Bullet Gal #9
Review by Paul Bowler
Silence really is golden; it also comes packing a gold handgun in Bullet Gal #9’s entirely silent issue. This IF? Commix book prequel series from Australian author Andrez Bergen, the writer of the noir-themed superhero detective novel Who is Killing the Great Capes of Heropa, IF? Commix series Tales to Admonish, and the graphic novel Tobacco Stained Mountain Goat, continues Mizi’s enthralling adventures in Bullet Gal #9 – available digitally and in print mediums by Australia publisher IF? Commix at the end of February.
Following the revelations of Heropa’s digitally spliced origins, last issue brought the main story arc back into sharper focus, the honest cop Bob and his partner Irv Forbush were introduced, Bullet Gal’s mentor, Lee, faced the Police investigation, and Mizi still clung to life in hospital after being shot and left for dead by Brigit’s henchmen. With Bullet Gal #9 Andrez Bergen brings us another slightly off beat instalment this month, with this inspired “silent issue”, where despite the absence of words, the ominous tone and stylishly noir-infused narrative proves to be as compelling as ever. Discover more about how events were shaped in previous issues, the influences they had on the characters, their schemes, and the glorious serendipity of Heropa’s star-struck vision of yesterday as we revisit the defining moments of this series from a completely new perspective.
With no speech bubbles to guide the narrative, Bullet Gal #9 is totally dependant on Bergen’s art to drive the plot. It’s a bold move, and one that really plays to Bergen’s strengths as a writer and artist. This issue really showcases his distinctive art and use of digitally enhanced photomontages, mixing striking black and white pictures with bold visual flourishes, this issue speaks volumes without using so much as a single word of dialogue.
Instead events unfold with countless hidden details to enhance the experience. Headlines featuring Major Patriot, the ad hoc leader of the crime crusaders crew, immediately set the tone of this issue from the outset. But whether you choose to read between the lines or merely offer them a fleeting glance, it soon becomes clear that the reality lurking behind the star spangled glamour of the headlines is very different indeed. Mizi’s medical report at Heropa General Hospital gives us further insight into the horrific events that saw her cut down in a hail of bullets and the full extent of her terrible injuries, all counterbalanced by the incongruous presence of a freshly poured mug of coffee that looks so real you’d swear you could reach down and lift it from the page.

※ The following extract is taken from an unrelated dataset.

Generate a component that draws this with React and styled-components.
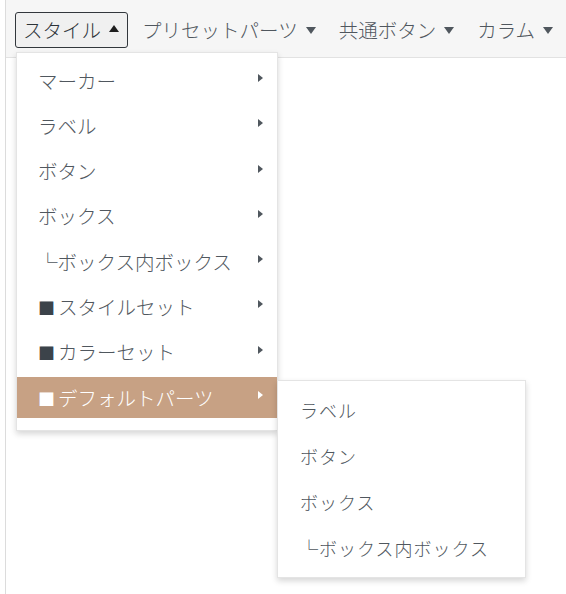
import React from 'react';
import styled, { createGlobalStyle } from 'styled-components';

const GlobalStyle = createGlobalStyle`
  html, body {
    margin: 0;
    padding: 0;
    background: #ffffff;
  }
  body {
    font-family: "Noto Sans CJK JP", "Noto Sans", sans-serif;
    font-weight: 300;
  }
`;

const styleItems = [
  { label: 'マーカー' },
  { label: 'ラベル' },
  { label: 'ボタン' },
  { label: 'ボックス' },
  { label: '└ボックス内ボックス' },
  { label: 'スタイルセット', square: true },
  { label: 'カラーセット', square: true },
  { label: 'デフォルトパーツ', square: true, active: true },
];

const defaultParts = ['ラベル', 'ボタン', 'ボックス', '└ボックス内ボックス'];

function App() {
  return (
    <>
      <GlobalStyle />
      <Page>
        <Editor>
          <Toolbar>
            <Anchor>
              <ToolItem open>
                スタイル
                <Caret up />
              </ToolItem>
              <Menu>
                {styleItems.map((item) => (
                  <MenuItem key={item.label} active={item.active}>
                    <span>
                      {item.square && <Square active={item.active}>■</Square>}
                      {item.label}
                    </span>
                    <Arrow active={item.active} />
                    {item.active && (
                      <SubMenu>
                        {defaultParts.map((p) => (
                          <SubItem key={p}>{p}</SubItem>
                        ))}
                      </SubMenu>
                    )}
                  </MenuItem>
                ))}
              </Menu>
            </Anchor>
            <ToolItem>
              プリセットパーツ
              <Caret />
            </ToolItem>
            <ToolItem>
              共通ボタン
              <Caret />
            </ToolItem>
            <ToolItem>
              カラム
              <Caret />
            </ToolItem>
          </Toolbar>
          <Body />
        </Editor>
      </Page>
    </>
  );
}

const Page = styled.div`
  padding-left: 5px;
  height: 594px;
  box-sizing: border-box;
  overflow: hidden;
`;

const Editor = styled.div`
  border-left: 1px solid #dcdcdc;
  height: 100%;
`;

const Toolbar = styled.div`
  display: flex;
  align-items: center;
  gap: 6px;
  height: 58px;
  box-sizing: border-box;
  padding: 2px 0 0 9px;
  background: #f6f6f6;
  border-bottom: 1px solid #e2e2e2;
`;

const Body = styled.div`
  background: #ffffff;
`;

const Anchor = styled.div`
  position: relative;
`;

const ToolItem = styled.div`
  display: flex;
  align-items: center;
  height: 36px;
  box-sizing: border-box;
  padding: 0 8px 0 7px;
  border: 1px solid ${(p) => (p.open ? '#32373c' : 'transparent')};
  border-radius: 3px;
  background: ${(p) => (p.open ? '#f0f0f0' : 'transparent')};
  color: ${(p) => (p.open ? '#2c3338' : '#50575e')};
  font-size: 19.5px;
  line-height: 1;
  white-space: nowrap;
`;

const Caret = styled.span`
  margin-left: 8px;
  width: 0;
  height: 0;
  border-left: 5px solid transparent;
  border-right: 5px solid transparent;
  ${(p) =>
    p.up
      ? 'border-bottom: 7px solid #1e1e1e; margin-top: -2px;'
      : 'border-top: 7px solid #50575e; margin-top: 2px;'}
`;

const Menu = styled.ul`
  position: absolute;
  top: calc(100% + 4px);
  left: 1px;
  z-index: 10;
  width: 262px;
  box-sizing: border-box;
  margin: 0;
  padding: 7px 0 12px;
  list-style: none;
  display: flex;
  flex-direction: column;
  gap: 4.3px;
  background: #ffffff;
  border: 1px solid #e4e4e4;
  box-shadow: 0 3px 6px rgba(0, 0, 0, 0.16);
`;

const MenuItem = styled.li`
  position: relative;
  display: flex;
  align-items: center;
  justify-content: space-between;
  height: 41px;
  padding: 0 14px 0 21px;
  background: ${(p) => (p.active ? '#c7a184' : 'transparent')};
  color: ${(p) => (p.active ? '#ffffff' : '#50575e')};
  font-size: 19.5px;
  white-space: nowrap;
`;

const Square = styled.span`
  display: inline-block;
  margin-right: 3px;
  font-size: 17px;
  color: ${(p) => (p.active ? '#ffffff' : '#3c434a')};
`;

const Arrow = styled.span`
  width: 0;
  height: 0;
  margin-top: -4px;
  border-top: 4.5px solid transparent;
  border-bottom: 4.5px solid transparent;
  border-left: 5px solid ${(p) => (p.active ? '#ffffff' : '#50575e')};
`;

const SubMenu = styled.ul`
  position: absolute;
  top: 3px;
  left: 100%;
  z-index: 11;
  width: 249px;
  box-sizing: border-box;
  margin: 0;
  padding: 6px 0;
  list-style: none;
  background: #ffffff;
  border: 1px solid #e4e4e4;
  box-shadow: 0 3px 6px rgba(0, 0, 0, 0.16);
`;

const SubItem = styled.li`
  display: flex;
  align-items: center;
  height: 46px;
  padding-left: 22px;
  color: #50575e;
  font-size: 18px;
  letter-spacing: 1px;
  white-space: nowrap;
`;

export default App;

Some of the more abstract and emotionally charged scenes actually seem even more intense and dramatic within the context of the silent format. From herein we get a fascinating glimpse of events: Lee, the man with seven identical duplicates, faces the emotional fallout of Mizi’s brush with death, from here we glide dreamily across Heropa’s gleaming skyline, then darkened streets pave the way as Bob and Irv Forbush begin their investigation, before fresh doughnuts and a handwritten note of trust distract and enlighten with delicious intrigue.
It is Mizi’s recovery though, as the light of a brand new day spills in through the window of her Hospital room that is perhaps the most remarkable moment of all. Bullet Gal’s life blooms again just like the vase of fresh flowers at her bedside as she basks in the glory of her resurrection, her eyes turning skyward to greet the message that will complete her journey back from the brink of oblivion. Bergen’s vision balances everything throughout, giving us just enough to keep the underlying narrative on track while allowing our imagination free reign to find added meanings and subtexts as and when they present themselves to us. Simply allow yourself to become immersed in the history and stars of yesteryear, whilst marvelling at the panoramic vistas of Heropa’s skyline, before Mizi’s enemies set out to ensure her demise, where a single cigarette is cast from a window to be crushed under the wheel of a car as someone watches and waits…
This silent issue could so easily have become a case of style obliterating substance. However, I’m pleased that certainly isn’t a factor here, if anything, Bullet Gal #9 is a triumphant noir-shrouded rhapsody of storytelling and characterisation made all the more remarkable for embracing such a bold move at this point in the series.
Following the release of his new novel Depth Charging Planet Goth and the debut of his 70’s hardboiled pulp IF? Commix crime saga Trista & Holt, the new Bullet Gal trade paperback edition: It’s not you it’s me, collecting the entire 12 issue series, will be available from IF? And Under Belly Comics in March. Bullet Gal #9 is another outstanding issue, this IF? Commix series from Andrez Bergen constantly impresses with its striking visuals and great characters, and this silent issue is one of the most daring and inventive so far.
Bullet Gal #9, is published in print form at the end of February 2015 in Australia, along with the digital version, and available direct from the IF? Commix website.